In the year prior to her role in Beasts Fraser played Lady Bassinger in the Wodehouse Playhouse episode 'Unpleasantness at Bludleigh Court' (14th May 1975) and Mrs Heath in the Armchair Cinema production 'In Sickness and In Health' (21st May 1975). Her role as Dorothy Pummery, the wife of TP Mckenna’s character Dick, in 'Baby' was next. Her final TV role was in an episode of the children’s horror anthology series Shadows, 'Brief Encounter' (18th August 1976), written by Susan Cooper.
Her first screen role of the 1980s was as Diana Price in the BBC drama The Old Men at the Zoo (15th September – 13th October 1983). From now on her screen roles became sporadic and she was not seen again until a tiny role as a CND supporter in the BBC Screen Two drama 'Frankie and Johnnie' (2nd February 1986) directed by Martin Campbell who had overseen her appearances in The Professionals. Her final film role came with another “cough and spit” role as a Women’s Volunteer Service member in John Boorman’s Hope and Glory (1987). She then made an appearance as a lost shopper in the comedy short film Work Experience (1989) which also starred Lenny Henry and Kathy Burke
Redundancy drama 'The Merrihill Millionaires' (29th September 1993) was a Screenplay production. Fraser featured in the cast as Mrs Wilson. 'House Calls' (16th February 1997) was an instalment of the detective series A Touch of Frost. Fraser appeared in the role of Mrs Hinckley. Following this she could be seen as Sarah Thorpe in the Heartbeat episode 'Local Knowledge' (25th January 1998). Her penultimate screen role was as Edith in the short film Edith’s Finger (2000). Edith is an elderly lady who has suffered a stroke and is only able to communicate by tapping her finger. The production won the Welsh Bafta award for best short film.
Fraser’s final screen role was as Jane Rochelle in the Midsommer Murders episode 'Judgement Day' (29th January 2000). Her final role was made even more notable by the fact that the episode marked Fraser appearing alongside fellow 'Baby' cast member Jane Wymark, who played the regular role of Joyce Barnaby.

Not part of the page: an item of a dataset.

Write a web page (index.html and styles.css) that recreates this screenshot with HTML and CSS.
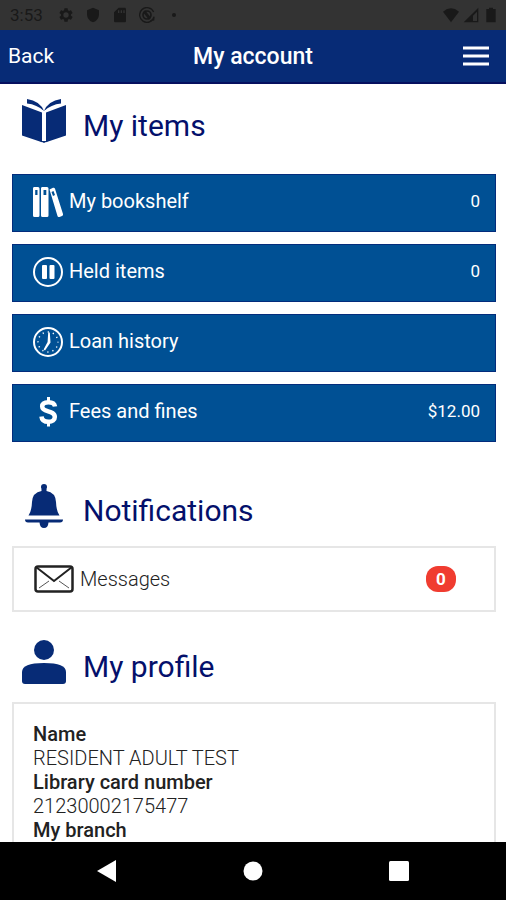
FILE: index.html
```html
<!DOCTYPE html>
<html lang="en">
<head>
    <meta charset="UTF-8">
    <meta name="viewport" content="width=device-width, initial-scale=1.0">
    <title>My account</title>
    <link rel="stylesheet" href="styles.css">
</head>
<body>

    <div class="status-bar">
        <span class="time">3:53</span>
        <svg class="status-icon" viewBox="0 0 24 24"><path fill-rule="evenodd" d="M19.4 13a7.600 7.600 0 0 0 0-2l2.200-1.600a.5.5 0 0 0 .1-.7l-2-3.500a.5.5 0 0 0-.6-.2l-2.500 1a7.300 7.300 0 0 0-1.700-1l-.4-2.600a.5.5 0 0 0-.5-.4h-4a.5.5 0 0 0-.5.4L9.100 5a7.700 7.700 0 0 0-1.700 1l-2.500-1a.5.5 0 0 0-.6.200l-2 3.500a.5.5 0 0 0 .1.7L4.600 11a7.900 7.900 0 0 0 0 2l-2.200 1.600a.5.5 0 0 0-.1.700l2 3.500c.1.200.4.300.6.200l2.500-1a7.300 7.300 0 0 0 1.700 1l.4 2.600c0 .2.200.4.500.4h4c.3 0 .5-.2.5-.4l.4-2.600a7.700 7.700 0 0 0 1.700-1l2.500 1c.2.100.5 0 .6-.2l2-3.500a.5.5 0 0 0-.1-.7zM12 16a4 4 0 1 1 0-8 4 4 0 0 1 0 8z"/></svg>
        <svg class="status-icon" viewBox="0 0 24 24"><path d="M12 1 3 5v6c0 5.500 3.800 10.700 9 12 5.200-1.300 9-6.500 9-12V5z"/></svg>
        <svg class="status-icon" viewBox="0 0 24 24"><path fill-rule="evenodd" d="M19 1h-9L3 8v13c0 1 1 2 2 2h14c1 0 2-1 2-2V3c0-1-1-2-2-2zM9 5h2v4H9zm4 0h2v4h-2zm4 0h2v4h-2z"/></svg>
        <svg class="status-icon" viewBox="0 0 24 24"><path d="M22.500 15A11 11 0 1 1 22 7.500M17 20.500l5-1 .5-5" fill="none" stroke="#191919" stroke-width="2"/><circle cx="12" cy="12" r="6" fill="none" stroke="#191919" stroke-width="2.500"/><path d="m6 8 3-3 9 11-3 3z"/></svg>
        <svg class="status-icon" viewBox="0 0 24 24"><circle cx="12" cy="12" r="3"/></svg>
        <div class="status-right">
            <svg class="status-icon" viewBox="0 0 24 24"><path d="M12 23 0 7q12-10 24 0z"/></svg>
            <svg class="status-icon" viewBox="0 0 24 24"><path fill-rule="evenodd" d="M23 1v22H1zm-2 6-6 6v8h6z"/></svg>
            <svg class="status-icon" viewBox="0 0 24 24"><path d="M9 1h6v2h4v20H5V3h4z"/></svg>
        </div>
    </div>

    <header class="app-bar">
        <a href="#" class="back">Back</a>
        <h1>My account</h1>
        <button class="menu-btn" aria-label="Menu">
            <svg viewBox="0 0 26 20"><path d="M0 2h26M0 10h26M0 18h26" stroke="#fff" stroke-width="3"/></svg>
        </button>
    </header>

    <main class="content">
        <section>
            <div class="section-title">
                <svg viewBox="0 0 44 44"><path d="M0 6 20 13.500V43.300L0 36.500zM44 6 24 13.500V43.300l20-6.800z"/><path d="M5 0q13 2 17 12Q15 5.500 5 4.500zM39 0Q26 2 22 12q7-6.500 17-7.500z"/><path d="m18 42 4 2 4-2z"/></svg>
                <h2>My items</h2>
            </div>
            <nav class="item-list">
                <a href="#" class="item">
                    <svg viewBox="0 0 30 30"><path fill-rule="evenodd" d="M1 0h4q1.500 0 1.500 1.500v27Q6.500 30 5 30H1.500Q0 30 0 28.500v-27Q0 0 1 0zm1.200 3v5h2.300V3zM9 0h5q1.500 0 1.500 1.500v27Q15.500 30 14 30H9.500Q8 30 8 28.500v-27Q8 0 9 0zm1.500 3v5h2.800V3zM16.500 2.500l3.500-1.700q1.500-.5 2 1L30 27q.3 1.500-1 2l-2.500 1q-1.500.3-2-1zM18.500 5l1.500 4 2-1-1.500-4z"/></svg>
                    <span class="item-name">My bookshelf</span>
                    <span class="item-value">0</span>
                </a>
                <a href="#" class="item">
                    <svg viewBox="0 0 30 30"><circle cx="15" cy="15" r="14" fill="none" stroke="#fff" stroke-width="2"/><rect x="9" y="8" width="5" height="14" rx="1"/><rect x="16.500" y="8" width="5" height="14" rx="1"/></svg>
                    <span class="item-name">Held items</span>
                    <span class="item-value">0</span>
                </a>
                <a href="#" class="item">
                    <svg viewBox="0 0 30 30"><circle cx="15" cy="15" r="14" fill="none" stroke="#fff" stroke-width="2"/><circle cx="15" cy="15" r="10" fill="none" stroke="#fff" stroke-width="1.500" stroke-dasharray="1.200 4.036" stroke-dashoffset=".6"/><path d="M15.200 5.500h1.600l.7 10-5.500 8-1.400-1 4-7.500z"/></svg>
                    <span class="item-name">Loan history</span>
                </a>
                <a href="#" class="item">
                    <svg viewBox="0 0 30 30"><path d="M22 9.500C21.500 6.500 19 5.200 15.500 5.200c-4 0-6.300 1.700-6.300 4.300 0 6.500 12.600 3.200 12.600 10.500 0 3-2.500 4.800-6.300 4.800-4 0-6.700-1.800-7-5.300" fill="none" stroke="#fff" stroke-width="4.500"/><path d="M14 0h3v6h-3zM14 24h3v5.500h-3z"/></svg>
                    <span class="item-name">Fees and fines</span>
                    <span class="item-value">$12.00</span>
                </a>
            </nav>
        </section>

        <section>
            <div class="section-title">
                <svg viewBox="0 0 44 44"><circle cx="22" cy="3" r="3"/><path d="M19.500 5h5v2q9 1.500 9.500 11 .3 9 3.500 13.500H6.500Q9.700 27 10 18q.5-9.500 9.500-11zM3 35.500h38q0 3-3 3H26.500q-.5 5.500-4.500 5.500t-4.500-5.500H6q-3 0-3-3z"/></svg>
                <h2>Notifications</h2>
            </div>
            <a href="#" class="card messages">
                <svg viewBox="0 0 40 28"><rect x="1.500" y="1.500" width="37" height="25" rx="2.500" fill="none" stroke="#222" stroke-width="2.500"/><path d="m2 2 18 14L38 2" fill="none" stroke="#222" stroke-width="2"/><path d="m5 23 10-7M35 23l-10-7" stroke="#555"/></svg>
                <span class="messages-name">Messages</span>
                <span class="badge">0</span>
            </a>
        </section>

        <section>
            <div class="section-title">
                <svg viewBox="0 0 44 44"><circle cx="22" cy="10" r="10"/><path d="M0 41v-9q0-9 22-9t22 9v9q0 3-3 3H3q-3 0-3-3z"/></svg>
                <h2>My profile</h2>
            </div>
            <dl class="card profile">
                <dt>Name</dt>
                <dd>RESIDENT ADULT TEST</dd>
                <dt>Library card number</dt>
                <dd>21230002175477</dd>
                <dt>My branch</dt>
            </dl>
        </section>
    </main>

    <div class="nav-bar">
        <button aria-label="Back"><svg viewBox="0 0 22 22"><path d="M20 0v22L1 11z"/></svg></button>
        <button aria-label="Home"><svg viewBox="0 0 22 22"><circle cx="11" cy="11" r="9.500"/></svg></button>
        <button aria-label="Recent apps"><svg viewBox="0 0 22 22"><rect x="1" y="1" width="20" height="20" rx="1.500"/></svg></button>
    </div>

</body>
</html>
```
FILE: styles.css
```css
* { box-sizing: border-box; }
body { font-family: Roboto, Arial, sans-serif; margin: 0; height: 100vh; display: flex; flex-direction: column; background-color: #fff; color: #222; }
a { color: inherit; text-decoration: none; }
button { background: none; border: none; padding: 0; cursor: pointer; }
svg { display: block; flex: none; }

.status-bar { display: flex; align-items: center; gap: 11px; height: 30px; flex: none; padding: 0 7px 0 10px; background-color: #333; color: #191919; }
.time { font-size: 17px; margin-right: 4px; }
.status-icon { width: 16px; height: 16px; fill: #191919; }
.status-right { display: flex; gap: 4px; margin-left: auto; }

.app-bar { display: grid; grid-template-columns: 1fr auto 1fr; align-items: center; height: 54px; flex: none; padding: 0 8px; background-color: #072b76; border-bottom: 2px solid #06105f; color: #fff; }
.back { font-size: 21px; }
.app-bar h1 { margin: 0; font-size: 23px; font-weight: 500; }
.menu-btn { justify-self: end; padding-right: 9px; }
.menu-btn svg { width: 26px; height: 20px; }

.content { flex: 1; min-height: 0; overflow: hidden; padding: 0 10px 0 12px; }
.section-title { display: flex; align-items: flex-end; gap: 17px; padding: 28px 10px 18px; }
.section-title svg { width: 44px; height: 44px; fill: #072b76; }
.section-title h2 { margin: 0; font-size: 30px; line-height: 34px; font-weight: 400; color: #04106b; }

.item-list { display: flex; flex-direction: column; gap: 12px; padding-bottom: 14px; }
.item { display: flex; gap: 6px; height: 58px; padding: 12px 15px 0 20px; background-color: #005094; border: 1px solid #032c7c; color: #fff; }
.item svg { width: 30px; height: 30px; fill: #fff; }
.item-name { font-size: 20px; line-height: 28px; }
.item-value { margin-left: auto; font-size: 17px; line-height: 28px; }
section:first-child .section-title { padding-top: 15px; padding-bottom: 31px; }

.card { border: 2px solid #e6e6e6; background-color: #fff; }
.messages { display: flex; align-items: center; gap: 6px; height: 66px; padding: 0 38px 0 20px; }
.messages svg { width: 40px; height: 28px; }
.messages-name { font-size: 20px; font-weight: 300; }
.badge { margin-left: auto; min-width: 30px; padding: 0 8px; border-radius: 12px; background-color: #f03c30; color: #fff; font-size: 17px; font-weight: 700; line-height: 26px; text-align: center; }
.profile { margin: 0; padding: 18px 19px; font-size: 20px; line-height: 24px; }
.profile dt { font-weight: 500; }
.profile dd { margin: 0; font-weight: 300; }

.nav-bar { display: flex; justify-content: center; align-items: center; gap: 124px; height: 58px; flex: none; background-color: #000; }
.nav-bar svg { width: 22px; height: 22px; fill: #fff; }
```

During the 1980s Fraser turned her attention to writing radio dramas, having appeared in hundreds of radio plays during her acting career as a member of the BBC Repertory Company from 1942 onwards. For Radio 4 she adapted The World My Wilderness by Rose Macauley and The Salt of the Earth by Rebecca West. She also wrote an original radio play, The Maid’s Room. Fraser passed away on 29th August, 2000 in London at the age of 79. Her obituary in the newspaper The Guardian noted that “Fraser remained a strikingly pretty woman, whose appearance was marked with a characteristic expression in which humour and tenderness were equally mixed, and which reflected her warm and constant gift for friendship.”